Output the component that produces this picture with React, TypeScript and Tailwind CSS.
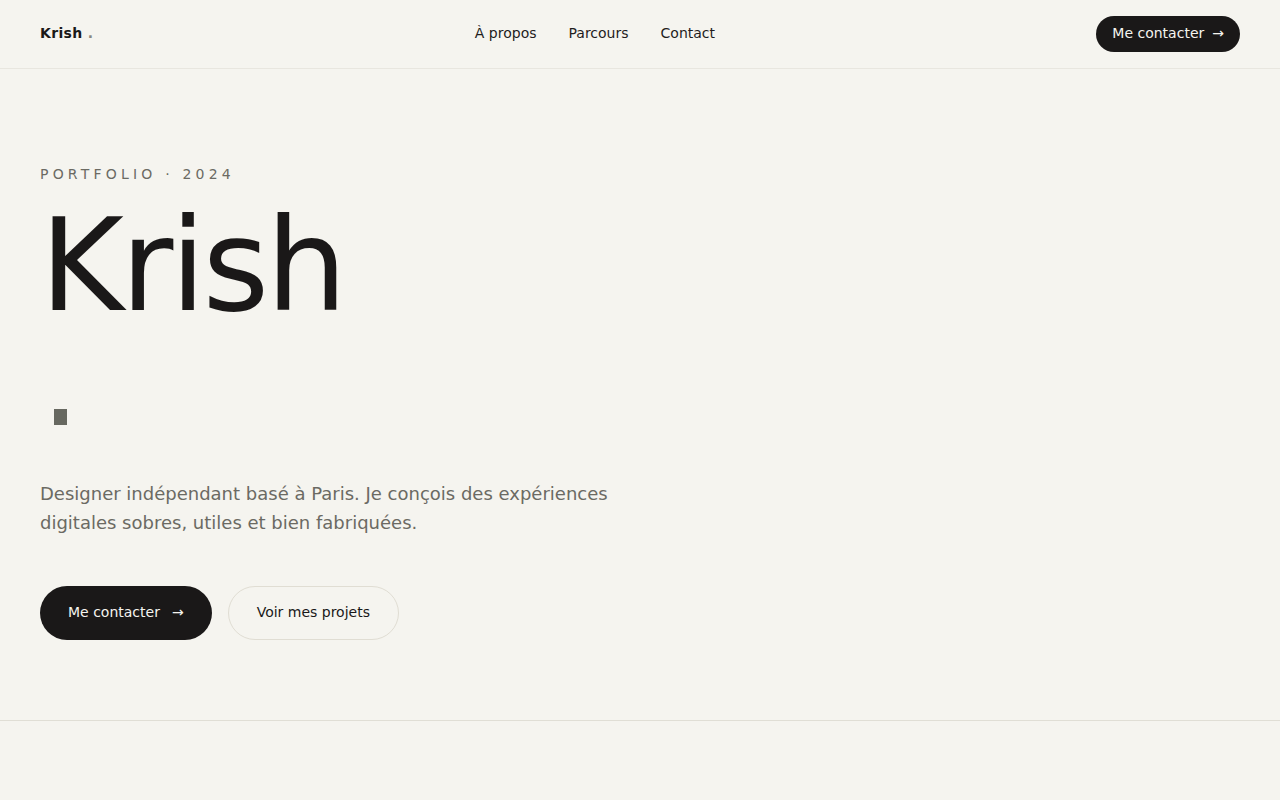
import React from "react";

export default function App() {
  return (
    <div
      className="min-h-screen bg-[#f5f4ef] text-[#1a1818]"
      style={{ fontFamily: '"DejaVu Sans", "Liberation Sans", sans-serif' }}
    >
      <header className="h-[69px] border-b border-[#e8e6df] px-10 flex items-center justify-between">
        <div className="mb-[2px] text-sm font-bold tracking-wide">
          Krish <span className="text-[#8a8880]">.</span>
        </div>
        <nav className="mb-[2px] flex items-center gap-8 text-sm text-[#1f1d1d]">
          <a>À propos</a>
          <a>Parcours</a>
          <a>Contact</a>
        </nav>
        <button className="h-9 rounded-full bg-[#1a1818] px-4 pb-[3px] text-sm text-[#f5f4ef] flex items-center gap-2">
          Me contacter <span>→</span>
        </button>
      </header>

      <section className="px-10 pt-[95px] pb-20 border-b border-[#e0ded5]">
        <div className="text-sm leading-5 tracking-[0.3em] text-[#6b6a63]">PORTFOLIO · 2024</div>
        <h1 className="mt-[18px] text-[128px] leading-none tracking-tight font-normal">Krish</h1>
        <div className="mt-[79px] ml-[13.5px] w-[13.5px] h-4 bg-[#676860]" />
        <p className="mt-[54px] max-w-[600px] text-lg leading-[29px] text-[#6b6a63]">
          Designer indépendant basé à Paris. Je conçois des expériences digitales sobres, utiles et bien fabriquées.
        </p>
        <div className="mt-[49px] flex items-center gap-4">
          <button className="h-[54px] rounded-full bg-[#1a1818] px-7 pb-[3px] text-sm text-[#f5f4ef] flex items-center gap-3">
            Me contacter <span>→</span>
          </button>
          <button className="h-[54px] rounded-full border border-[#e0ddd3] px-7 pb-[3px] text-sm text-[#1a1818]">
            Voir mes projets
          </button>
        </div>
      </section>
      <div className="h-20" />
    </div>
  );
}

........

## WRITTEN REQUEST:
Take the listing and print it again exactly, but without any pictures.

## OUTPUT:
Output the component that produces this picture with React, TypeScript and Tailwind CSS.
import React from "react";

export default function App() {
  return (
    <div
      className="min-h-screen bg-[#f5f4ef] text-[#1a1818]"
      style={{ fontFamily: '"DejaVu Sans", "Liberation Sans", sans-serif' }}
    >
      <header className="h-[69px] border-b border-[#e8e6df] px-10 flex items-center justify-between">
        <div className="mb-[2px] text-sm font-bold tracking-wide">
          Krish <span className="text-[#8a8880]">.</span>
        </div>
        <nav className="mb-[2px] flex items-center gap-8 text-sm text-[#1f1d1d]">
          <a>À propos</a>
          <a>Parcours</a>
          <a>Contact</a>
        </nav>
        <button className="h-9 rounded-full bg-[#1a1818] px-4 pb-[3px] text-sm text-[#f5f4ef] flex items-center gap-2">
          Me contacter <span>→</span>
        </button>
      </header>

      <section className="px-10 pt-[95px] pb-20 border-b border-[#e0ded5]">
        <div className="text-sm leading-5 tracking-[0.3em] text-[#6b6a63]">PORTFOLIO · 2024</div>
        <h1 className="mt-[18px] text-[128px] leading-none tracking-tight font-normal">Krish</h1>
        <div className="mt-[79px] ml-[13.5px] w-[13.5px] h-4 bg-[#676860]" />
        <p className="mt-[54px] max-w-[600px] text-lg leading-[29px] text-[#6b6a63]">
          Designer indépendant basé à Paris. Je conçois des expériences digitales sobres, utiles et bien fabriquées.
        </p>
        <div className="mt-[49px] flex items-center gap-4">
          <button className="h-[54px] rounded-full bg-[#1a1818] px-7 pb-[3px] text-sm text-[#f5f4ef] flex items-center gap-3">
            Me contacter <span>→</span>
          </button>
          <button className="h-[54px] rounded-full border border-[#e0ddd3] px-7 pb-[3px] text-sm text-[#1a1818]">
            Voir mes projets
          </button>
        </div>
      </section>
      <div className="h-20" />
    </div>
  );
}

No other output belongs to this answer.